In lesser hands, this one-take-wonderstuff would be at best a gimmick, at worst an embarrassment. In the accomplished guitar strumming hands of Natalia Zukerman, however, this is a simple statement of incredible talent.
The slide guitar of the title track is repeated throughout the record, always providing an eliding foundation for the fluidity of Zukerman’s lovely voice. A voice which, I might add, is mostly soft as cotton but can occasionally show the glint of steel nails.
In the style of Suzanne Vega and other storytelling musicians, Zukerman’s songs are three-dimensional and eschew a verse-chorus-verse, more poetry reading than Songwriting 101.
Zukerman’s Only One is a great record for those coming summer evenings when all you want to do is hold a cold glass of wine in your hand, turn the lights down and watch the fireflies hover. – Todd Beemis, Indie-music.com
Smart, roomy….Natalia Zukerman’s wise-beyond-her-years debut is simply in no hurry to win you over by force. Instead, Zukerman allows listeners to come to her at their own pace with her roomy arrangements, prose-style phrasing, and the come-hither sultriness of her slinky, earthy vocals. It’s a record that seems to want play hard-to-get- and you know that drives you crazy. From the moody trip-hop of “If You’re Going to Try,” to the two-step, Nashville detour of “Dancing Shoes,” Zukerman flirts with different genres throughout Mortal Child. Zukerman brims with confidence. And you know that drives you crazy, too.
- Performing Songwriter
I knew from the first track that this was a gem. On first listen, I didn’t even take notes. I just sat back and let Zukerman’s spunky, dreamy, jazzy rock jam take over my apartment. The musicians scatted, they strummed, they broke into wild bluegrass interludes. I’ve never had houseguests like these. I think the standup bass player left the smoldering remains of a cigarette in one of my coffee mugs.
Jennifer Layton – Indie-music.com
Along a similar fault line, you’ll find Natalia Zukerman’s new independent release On a Clear Day. She too adds some jazz flourishes, while nevertheless tipping her pick to the blues with her smoky slide guitar and sweetly seductive come-hither vocals. Zukerman’s craftsmanship is clearly evident upon first listen, though the layered intricacies demand a more focused engagement with the music. The poetry through which she searches her soul and reveals the workings of her innermost emotional world is at once stunning and familiar. Allison Miller, Julie Wolf, and other marvelous musicians support her noble and glorious endeavor.
Kelly McCartney – Velvet Park
Natalia Zukerman’s newest release, “On a Clear Day” is an amazing mix of instrumental and lyrical balance that lets her true talent shine through.
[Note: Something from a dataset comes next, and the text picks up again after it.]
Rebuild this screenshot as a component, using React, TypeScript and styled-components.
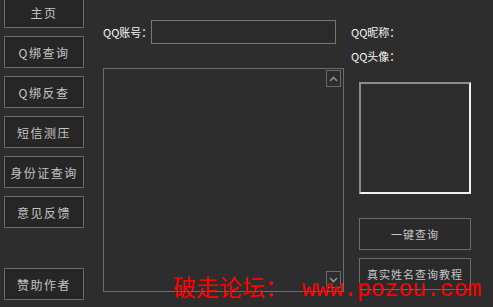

She has come into her own as an accomplished musician and songwriter with this batch of songs that will surely establish her place among the best of today’s emerging artists.
- Concering Women
This is an album that is so well written and has such intelligent lyrics that it requires at least two listens to get it all in. Once just to hear the songs and the flow of the album, and a second to read along with the lyrics and see what great stories Natalia has to tell. Hopefully she will share more of her stories with us in the future, but for now I want some time to absorb On A Clear Day.
- On A Clear Day gets an A rating from The Best Female Musicians
These songs make me want to pick up the guitar, but I know I’d never be able to play like her, so I’ll stick to being a listener rather than a participant.
- Collected Sounds: A Guide To Women in Music
New York singer/songwriter Natalia Zukerman has released five albums. As accomplished an artist as she is a musician, she included original paintings in some preordered copies of her latest, Gas Station Roses.
When did you first start painting?
I was terribly dyslexic as a kid and couldn’t read (books or music) until a pretty late age. I learned to play music by ear, and I learned to write by copying the images I saw. Over and over and over again. The capital letters B and E, the numbers 3 and 4, they became almost abstract shapes, my pencil tracing the lines that were written out for me until I could replicate them on my own.
We had an assignment in 4th or 5th grade that had something to do with Egyptians, and I ended up copying a wall painting from a Pharaoh’s tomb. I copied exactly the image that I saw, taking what I’d learned from my reading and writing lessons (brain re-organizing!) and applying it to these forms—bodies, clothes, instruments, colors, lines and shadow took shape on the page. It was my first painting and I still have it- framed and in a storage box…somewhere!
Are you inspired by a particular painter or artistic movement?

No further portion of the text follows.